Todavía me gusta ir a los cerros, pero el cuerpo duele. Uno no escala durante treinta y cinco años sin pagar facturas.

En estos últimos meses he construido tres mesas, dos repiseros, una cuna, varias lámparas, un tablero para entrenamiento y le he colocado mango nuevo a algunas honorables herramientas del siglo pasado. Por alguna razón, me sigue gustando hacer estas cosas. Pasar horas entre formones, soldimix, gutapercha, taladros, midiendo, trazando, cortando, afilando. Aceptaría una vida que sólo me encomendara tareas como éstas. Claro que si tuviera que vivir de mis aficiones y hobbies tendría que decirles a mis hijos que la vida de ellos concluye. Así que debo dejar de hacer aquello en lo que soy mejor para salir a evaluar la reforma educativa en Argentina o ganar el Herralde o cosas así, frente a las que soy muchísimo menos capaz que de disfrutar y aprovechar la olorosa veta de la madera de pino. Vivo con las manos. La mente me sirve no para vivir, sino para que de mí vivan otros.

Antes al menos tenía un cuaderno en el que dibujaba sin necesidad de pelearme con un software, en el que escribía en diagonal, en varios idiomas, en los intersticios, en tinta verde, roja, negra. Hoy tengo un blog bobo y lento y vacío y monocorde con el que me he hecho algo dañino. Me he trastornado la voz. Hoy hago con estas palabras lo que nunca quise hacer durante mis primeros treinta años: escribir hacia afuera de la caverna. Y no lo hago bien. Porque no me gusta cómo se ha puesto el mundo, porque no logro decir nada acerca de esa luz oscura, movediza, que jamás consigo enfocar.

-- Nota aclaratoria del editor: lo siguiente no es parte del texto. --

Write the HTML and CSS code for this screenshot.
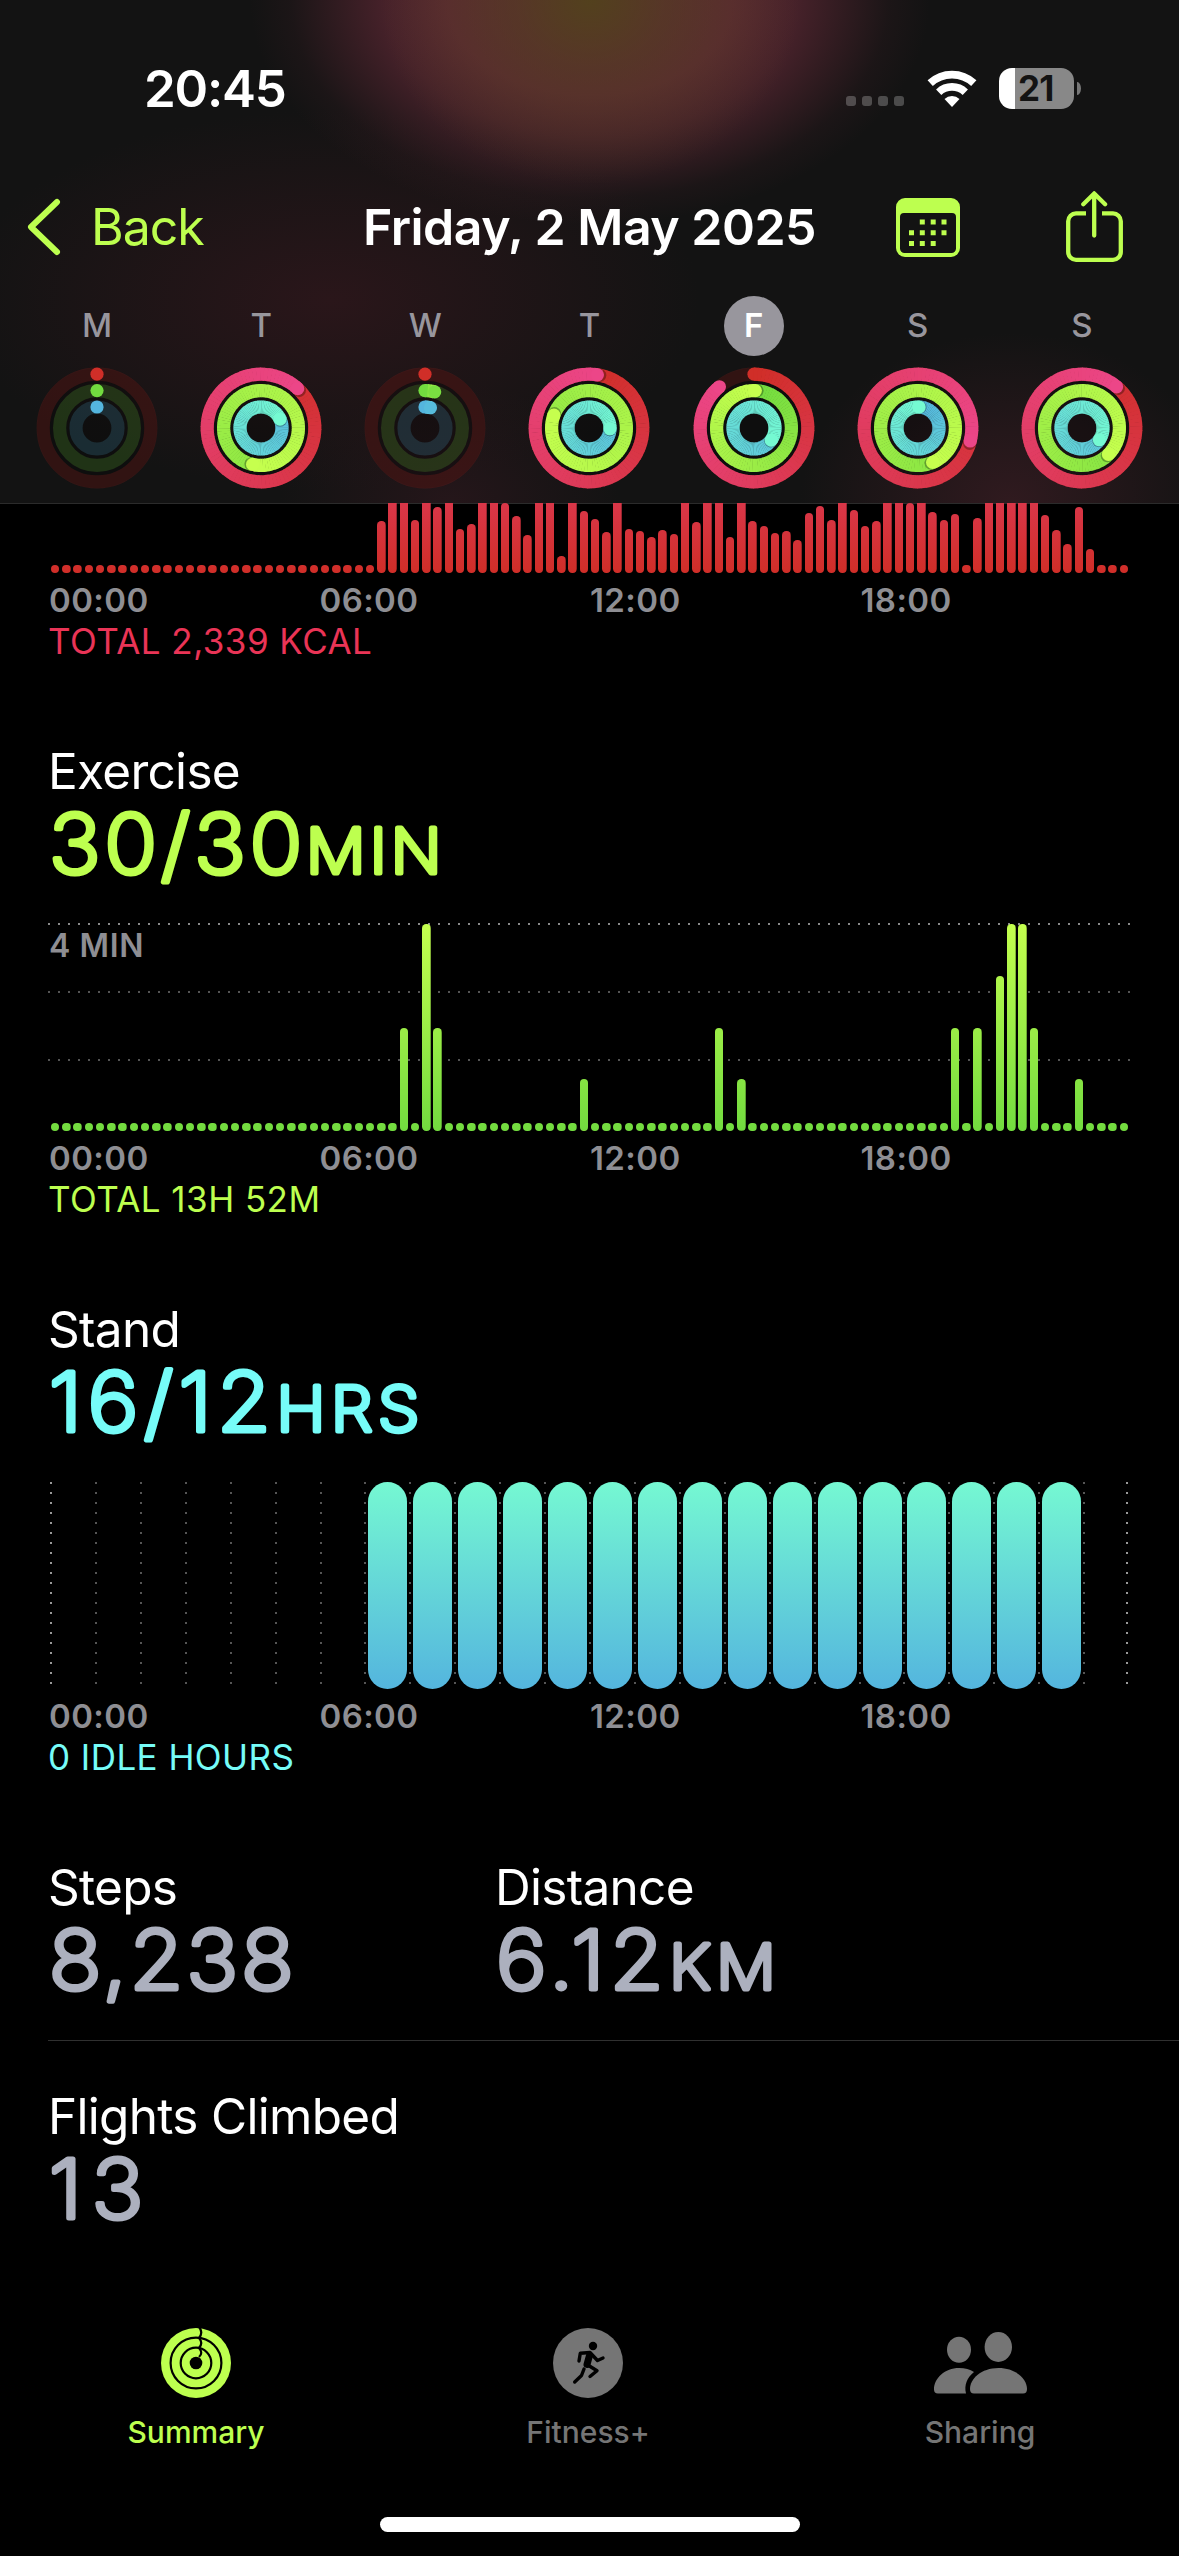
FILE: index.html
```html
<!DOCTYPE html>
<html lang="en">
<head>
  <meta charset="UTF-8">
  <meta name="viewport" content="width=device-width, initial-scale=1.0">
  <title>Activity</title>
  <link rel="stylesheet" href="styles.css">
</head>
<body>
  <header class="header">
    <div class="status-bar">
      <span class="clock">20:45</span>
      <div class="status-icons">
        <div class="signal"><i></i><i></i><i></i><i></i></div>
        <svg class="wifi" viewBox="0 0 50 37" fill="none" stroke="#fff" stroke-width="7.7">
          <path d="M3.2 13.1A32 32 0 0 1 46.8 13.1"/>
          <path d="M11.7 22.2A19.5 19.5 0 0 1 38.3 22.2"/>
          <path d="M25 37L17.5 28.9A10.9 10.9 0 0 1 32.5 28.9Z" fill="#fff" stroke="none"/>
        </svg>
        <div class="battery"><span>21</span></div>
        <div class="battery-tip"></div>
      </div>
    </div>

    <nav class="nav-bar">
      <a class="back">
        <svg viewBox="0 0 34 58" fill="none" stroke="currentColor" stroke-width="6" stroke-linecap="round" stroke-linejoin="round">
          <path d="M30 4L4 29L30 54"/>
        </svg>
        <span>Back</span>
      </a>
      <h1 class="title">Friday, 2 May 2025</h1>
      <div class="nav-icons">
        <svg class="calendar-icon" viewBox="0 0 64 59" fill="currentColor">
          <path fill-rule="evenodd" d="M9 0H55A9 9 0 0 1 64 9V50A9 9 0 0 1 55 59H9A9 9 0 0 1 0 50V9A9 9 0 0 1 9 0ZM8 15A4 4 0 0 0 4 19V50.500A4.500 4.500 0 0 0 8.500 55H55.500A4.500 4.500 0 0 0 60 50.500V19A4 4 0 0 0 56 15Z"/>
          <path d="M23.800 21.500h5v5h-5zM34.700 21.500h5v5h-5zM45.500 21.500h5v5h-5zM13 32.200h5v5h-5zM23.800 32.200h5v5h-5zM34.700 32.200h5v5h-5zM45.500 32.200h5v5h-5zM13 43h5v5h-5zM23.800 43h5v5h-5zM34.700 43h5v5h-5z"/>
        </svg>
        <svg class="share-icon" viewBox="0 0 57 72" fill="none" stroke="currentColor" stroke-width="4.300">
          <path d="M20 22.400H10A7.800 7.800 0 0 0 2.200 30.200V61A7.800 7.800 0 0 0 10 68.800H47A7.800 7.800 0 0 0 54.800 61V30.200A7.800 7.800 0 0 0 47 22.400H36"/>
          <path d="M28.200 44.500V3M17.300 13.300L28.200 2.400L39.100 13.300" stroke-linecap="round" stroke-linejoin="round"/>
        </svg>
      </div>
    </nav>

    <div class="week">
      <div class="day"><span>M</span><svg class="rings" data-rings="0,0,0"></svg></div>
      <div class="day"><span>T</span><svg class="rings" data-rings="403,553,425"></svg></div>
      <div class="day"><span>W</span><svg class="rings" data-rings="0,15,15"></svg></div>
      <div class="day"><span>T</span><svg class="rings" data-rings="369,650,452"></svg></div>
      <div class="day selected"><span>F</span><svg class="rings" data-rings="320,362,485"></svg></div>
      <div class="day"><span>S</span><svg class="rings" data-rings="464,517,363"></svg></div>
      <div class="day"><span>S</span><svg class="rings" data-rings="400,495,484"></svg></div>
    </div>
  </header>

  <main>
    <section class="move">
      <div class="chart bars clipped" id="moveChart"></div>
      <div class="hours"><span>00:00</span><span>06:00</span><span>12:00</span><span>18:00</span></div>
      <p class="total">TOTAL 2,339 KCAL</p>
    </section>

    <section class="exercise">
      <h2>Exercise</h2>
      <svg class="value" height="86"><text x="1" y="72">30/30<tspan class="unit">MIN</tspan></text></svg>
      <div class="chart bars grid-lines" id="exerciseChart"><span class="scale">4 MIN</span></div>
      <div class="hours"><span>00:00</span><span>06:00</span><span>12:00</span><span>18:00</span></div>
      <p class="total">TOTAL 13H 52M</p>
    </section>

    <section class="stand">
      <h2>Stand</h2>
      <svg class="value wide" height="86"><text x="1" y="72">16/12<tspan class="unit">HRS</tspan></text></svg>
      <div class="chart stand-chart" id="standChart"></div>
      <div class="hours"><span>00:00</span><span>06:00</span><span>12:00</span><span>18:00</span></div>
      <p class="total">0 IDLE HOURS</p>
    </section>

    <section class="stats">
      <div class="stat">
        <h2>Steps</h2>
        <svg class="value" height="86"><text x="1" y="72">8,238</text></svg>
      </div>
      <div class="stat">
        <h2>Distance</h2>
        <svg class="value wide" height="86"><text x="1" y="72">6.12<tspan class="unit">KM</tspan></text></svg>
      </div>
    </section>
    <section class="stats last">
      <div class="stat">
        <h2>Flights Climbed</h2>
        <svg class="value wide" height="86"><text x="1" y="72">13</text></svg>
      </div>
    </section>
  </main>

  <footer class="tab-bar">
    <a class="tab active">
      <svg width="70" height="70" viewBox="0 0 70 70">
        <circle cx="35" cy="35" r="35" fill="currentColor"/>
        <g fill="none" stroke="#000" stroke-width="2.200">
          <circle cx="35" cy="35" r="25.400"/>
          <circle cx="35" cy="35" r="15.300"/>
          <path d="M38 -1Q42.500 4.500 38 10M38 10Q42.500 15 38 20M38 20Q42.500 25 38 29"/>
        </g>
        <circle cx="35" cy="35" r="6.300" fill="#000"/>
      </svg>
      <span>Summary</span>
    </a>
    <a class="tab">
      <svg width="70" height="70" viewBox="0 0 70 70">
        <circle cx="35" cy="35" r="35" fill="currentColor"/>
        <circle cx="40" cy="18" r="4.200"/>
        <g fill="none" stroke="#000" stroke-width="3.400" stroke-linecap="round" stroke-linejoin="round">
          <path d="M26 33L27.300 25.300L37 24.500L44.500 32.500L50 30"/>
          <path d="M36.500 27.500L34 36.500" stroke-width="7"/>
          <path d="M34 36.500L44 42.700L37 48.500"/>
          <path d="M31 41L28.500 47.500L21.700 54"/>
        </g>
      </svg>
      <span>Fitness+</span>
    </a>
    <a class="tab">
      <svg width="93" height="70" viewBox="0 -4 93 70" fill="currentColor">
        <ellipse cx="25" cy="17.700" rx="12" ry="13"/>
        <ellipse cx="64.300" cy="15" rx="13.700" ry="15"/>
        <path d="M4 61.500Q0 61.500 0 57.500C0 46 11 36 25 36C31 36 36 37.500 40 40C33 45.500 30 53 32 61.500Z"/>
        <path d="M40 61.500Q36 61.500 36 57C36 47 47 36 64.500 36C82 36 93 47 93 57Q93 61.500 89 61.500Z"/>
      </svg>
      <span>Sharing</span>
    </a>
  </footer>
  <div class="home-indicator"></div>

  <script src="script.js"></script>
</body>
</html>
```
FILE: styles.css
```css
* {
  box-sizing: border-box;
  margin: 0;
  padding: 0;
}

body {
  display: flex;
  flex-direction: column;
  width: 1179px;
  height: 2556px;
  overflow: hidden;
  background: #000;
  color: #fff;
  font-family: Inter, "Liberation Sans", sans-serif;
}

.header {
  height: 503px;
  background:
    radial-gradient(210px 185px at 590px 0, rgba(82, 66, 28, 0.95) 0%, rgba(82, 66, 30, 0.55) 35%, rgba(82, 66, 30, 0) 100%),
    radial-gradient(340px 225px at 590px 0, #5c2832 0%, #5b2733 42%, rgba(91, 39, 51, 0.72) 60%, rgba(91, 39, 51, 0.4) 75%, rgba(91, 39, 51, 0.12) 88%, rgba(91, 39, 51, 0) 100%),
    radial-gradient(370px 190px at 330px 300px, #2a161a 0%, rgba(19, 19, 19, 0) 100%),
    radial-gradient(210px 170px at 1010px 503px, #301a1f 0%, rgba(19, 19, 19, 0) 100%),
    radial-gradient(170px 120px at 450px 503px, #25161a 0%, rgba(19, 19, 19, 0) 100%),
    #131313;
}

/* Status bar */
.status-bar {
  display: flex;
  justify-content: space-between;
  align-items: center;
  height: 176px;
  padding: 0 98px 0 144px;
}

.clock {
  font-size: 51px;
  font-weight: 600;
  letter-spacing: -1.2px;
}

.status-icons {
  display: flex;
  align-items: center;
}

.signal {
  display: flex;
  gap: 6px;
  margin: 26px 23px 0 0;
}

.signal i {
  width: 10px;
  height: 10px;
  border-radius: 3px;
  background: rgba(255, 255, 255, 0.24);
}

.wifi {
  width: 50px;
  height: 37px;
  margin-right: 22px;
}

.battery {
  width: 75px;
  height: 41px;
  padding-left: 19px;
  border-radius: 13px;
  background: linear-gradient(to right, #fff 16px, #888 16px);
  color: #131313;
  font-size: 35px;
  font-weight: 700;
  letter-spacing: -0.8px;
  line-height: 41px;
}

.battery-tip {
  width: 4px;
  height: 13px;
  margin-left: 3px;
  border-radius: 0 4px 4px 0 / 0 7px 7px 0;
  background: #777;
}

/* Navigation bar */
.nav-bar {
  display: grid;
  grid-template-columns: 1fr auto 1fr;
  align-items: center;
  height: 102px;
  padding: 0 27px;
  color: #bdff4f;
}

.back {
  display: flex;
  align-items: center;
  gap: 30px;
  font-size: 50px;
  letter-spacing: -1px;
}

.back svg {
  width: 34px;
  height: 58px;
}

.title {
  color: #fff;
  font-size: 50px;
  font-weight: 600;
  letter-spacing: -0.5px;
}

.nav-icons {
  display: flex;
  justify-content: flex-end;
  align-items: center;
  gap: 106px;
  margin-right: 29px;
}

.calendar-icon {
  width: 64px;
  height: 59px;
}

.share-icon {
  width: 57px;
  height: 72px;
  margin-top: -1px;
}

/* Week rings */
.week {
  display: grid;
  grid-template-columns: repeat(7, 1fr);
  padding: 18px 15px 0;
}

.day {
  display: flex;
  flex-direction: column;
  align-items: center;
  gap: 11px;
}

.day span {
  width: 60px;
  height: 60px;
  border-radius: 50%;
  color: #98969d;
  font-size: 33px;
  font-weight: 500;
  line-height: 59px;
  text-align: center;
}

.day.selected span {
  background: #98969d;
  color: #fff;
  font-weight: 600;
}

.rings {
  width: 122px;
  height: 122px;
}

/* Sections */
main {
  flex: 1;
  border-top: 1px solid #2b2b2b;
}

section {
  padding-left: 48px;
}

.move {
  margin-top: -1px;
}

.exercise,
.stand,
.stats {
  padding-top: 79px;
}

h2 {
  height: 60px;
  font-size: 49.5px;
  font-weight: 400;
  letter-spacing: -0.7px;
  line-height: 60px;
}

/* Round joins give the numbers their soft corners */
.value {
  display: block;
  width: 450px;
  overflow: visible;
  fill: currentColor;
  stroke: currentColor;
  stroke-width: 5px;
  stroke-linejoin: round;
  font-size: 81px;
  font-weight: 200;
  letter-spacing: 3px;
}

.value text {
  transform: scaleX(1.07);
}

.exercise .value {
  letter-spacing: 3.8px;
}

.value.wide {
  letter-spacing: 5.3px;
}

.last .value {
  letter-spacing: 9px;
}

.unit {
  font-size: 62px;
  font-weight: 250;
}

.move .total {
  color: #ea3456;
}

.exercise .value,
.exercise .total {
  color: #bdff4f;
}

.stand .value,
.stand .total {
  color: #76fcf8;
}

.stats .value {
  color: #acb0be;
}

/* Charts */
.chart {
  position: relative;
  width: 1082px;
  height: 207px;
  margin-top: 37px;
}

.bars {
  display: flex;
  justify-content: space-between;
  align-items: flex-end;
  padding: 0 1.8px 0 2.9px;
}

.bar {
  width: 8.4px;
  min-height: 8px;
  border-radius: 4.2px;
  background-position: bottom;
  background-size: 100% 207px;
}

.clipped {
  height: 70px;
  margin-top: 0;
  overflow: hidden;
}

.move .bar {
  flex-shrink: 0;
  background-image: linear-gradient(to top, #d02e28, #ec4688);
}

.exercise .bar {
  background-image: linear-gradient(to top, #72db3f, #c4ff4e);
}

.grid-lines {
  height: 208px;
  margin-top: 36px;
  background:
    repeating-linear-gradient(to right, #8a8a8a 0 2px, transparent 2px 10px) 0 0 / 100% 2px no-repeat,
    repeating-linear-gradient(to right, #555 0 2px, transparent 2px 10px) 0 68px / 100% 2px no-repeat,
    repeating-linear-gradient(to right, #555 0 2px, transparent 2px 10px) 0 136px / 100% 2px no-repeat;
}

.scale {
  position: absolute;
  top: 3px;
  left: 1px;
  color: #8e8e93;
  font-size: 32px;
  font-weight: 600;
  letter-spacing: 0.6px;
  line-height: 40px;
}

.stand-chart {
  display: grid;
  grid-template-columns: repeat(24, 1fr);
  width: 1080px;
  padding-left: 2px;
}

.hour {
  padding-left: 4px;
  background: repeating-linear-gradient(to bottom, #555 0 2px, transparent 2px 10px) 0 0 / 2px 100% no-repeat;
}

.hour:first-child {
  background-image: repeating-linear-gradient(to bottom, #999 0 2px, transparent 2px 10px);
}

.hour:last-child {
  background:
    repeating-linear-gradient(to bottom, #555 0 2px, transparent 2px 10px) 0 0 / 2px 100% no-repeat,
    repeating-linear-gradient(to bottom, #999 0 2px, transparent 2px 10px) 100% 0 / 2px 100% no-repeat;
}

.hour.stood::before {
  content: "";
  display: block;
  width: 39px;
  height: 207px;
  border-radius: 19.5px;
  background: linear-gradient(to top, #54b5de, #75f8d2);
}

.hours {
  display: grid;
  grid-template-columns: repeat(4, 270.5px);
  margin-top: 7px;
  padding-left: 1px;
  color: #8e8e93;
  font-size: 33px;
  font-weight: 600;
  letter-spacing: 0.4px;
  line-height: 40px;
}

.total {
  font-size: 35px;
  letter-spacing: 0.45px;
  line-height: 42px;
}

/* Stats */
.stats {
  display: grid;
  grid-template-columns: 447px 1fr;
  padding-bottom: 38px;
  background: linear-gradient(#303030, #303030) 48px 100% / 100% 1px no-repeat;
}

.stats.last {
  padding-top: 45px;
  background: none;
}

/* Tab bar */
.tab-bar {
  display: grid;
  grid-template-columns: repeat(3, 1fr);
  height: 189px;
  padding-right: 3px;
}

.tab {
  display: flex;
  flex-direction: column;
  align-items: center;
  gap: 14px;
  color: #757575;
  font-size: 30px;
  font-weight: 500;
  line-height: 40px;
}

.tab.active {
  color: #bdff4f;
}

.home-indicator {
  width: 420px;
  height: 15px;
  margin: 0 auto 24px;
  border-radius: 8px;
  background: #fff;
}
```
FILE: script.js
```js
// bar heights in px, one per 15 minutes; 0 is drawn as a dot
const move = [
  ...Array(29).fill(0),
  52, 130, 125, 53, 140, 66, 120, 44, 49, 118, 112, 70, 57, 38, 110, 124, 17, 100, 62,
  54, 41, 120, 44, 42, 36, 43, 39, 104, 51, 110, 96, 36, 98, 52, 47, 40, 42, 33,
  60, 67, 53, 90, 63, 47, 52, 112, 120, 70, 95, 61, 53, 59, 0, 55, 120, 140, 160, 130, 110,
  58, 43, 29, 66, 24, 0, 0, 0
];

const exercise = Array(96).fill(0);
const minutes = { 31: 2, 33: 4, 34: 2, 47: 1, 59: 2, 61: 1, 80: 2, 82: 2, 84: 3, 85: 4, 86: 4, 87: 2, 91: 1 };
for (const i in minutes) {
  exercise[i] = minutes[i] * 51.75;
}

function drawBars(id, values) {
  const chart = document.getElementById(id);
  values.forEach(value => {
    const bar = document.createElement('div');
    bar.className = 'bar';
    bar.style.height = value + 'px';
    chart.appendChild(bar);
  });
}

function drawStand() {
  const chart = document.getElementById('standChart');
  for (let hour = 0; hour < 24; hour++) {
    const cell = document.createElement('div');
    cell.className = hour >= 7 && hour <= 22 ? 'hour stood' : 'hour';
    chart.appendChild(cell);
  }
}

const ringStyles = [
  { radius: 53.8, from: [208, 46, 40], to: [236, 70, 136] },
  { radius: 37.4, from: [114, 219, 63], to: [198, 255, 78] },
  { radius: 21, from: [84, 181, 222], to: [117, 250, 210] }
];

function mix(a, b, t) {
  return 'rgb(' + a.map((v, i) => Math.round(v + (b[i] - v) * t)).join(',') + ')';
}

function point(radius, angle) {
  const rad = angle * Math.PI / 180;
  return (radius * Math.sin(rad)).toFixed(2) + ' ' + (-radius * Math.cos(rad)).toFixed(2);
}

function cap(radius, angle, color, extra) {
  const [x, y] = point(radius, angle).split(' ');
  return `<circle cx="${x}" cy="${y}" r="6.6" fill="${color}" ${extra || ''}/>`;
}

// angle is the total sweep in degrees, more than 360 when the goal is passed
function drawRing({ radius, from, to }, angle) {
  let out = `<circle r="${radius}" fill="none" stroke="${mix(from, to, 0)}" stroke-opacity="0.18" stroke-width="13.2"/>`;
  const start = Math.max(0, angle - 360);
  if (angle <= 360) {
    out += cap(radius, 0, mix(from, to, 0));
  }
  for (let a = start; a < angle; a += 4) {
    const end = Math.min(a + 4.6, angle);
    out += `<path d="M${point(radius, a)}A${radius} ${radius} 0 0 1 ${point(radius, end)}" fill="none" stroke="${mix(from, to, a / angle)}" stroke-width="13.2"/>`;
  }
  if (angle > 0) {
    const color = mix(from, to, angle > 60 ? 1 : 0.1);
    if (angle > 360) {
      out += cap(radius, angle + 2.5, '#000', 'fill-opacity="0.3"');
    }
    out += cap(radius, angle, color);
  }
  return out;
}

document.querySelectorAll('.rings').forEach(svg => {
  const values = svg.dataset.rings.split(',').map(Number);
  svg.setAttribute('viewBox', '-61 -61 122 122');
  svg.innerHTML = '<circle r="60" fill="#000" fill-opacity="0.25"/>' +
    ringStyles.map((style, i) => drawRing(style, values[i])).join('');
});

drawBars('moveChart', move);
drawBars('exerciseChart', exercise);
drawStand();
```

Y esto justo cuando me he convertido en editoriable. No quiero. Si algo prueba esta página final es que escribo mejor a solas, sin que nadie me espere. Así que adiós. Ahora vuelvo al tosco fondo de la cueva, donde sólo estaban mis amigables sombras, las cadenas que aún me lían a un puñado de herramientas, y mi cuaderno.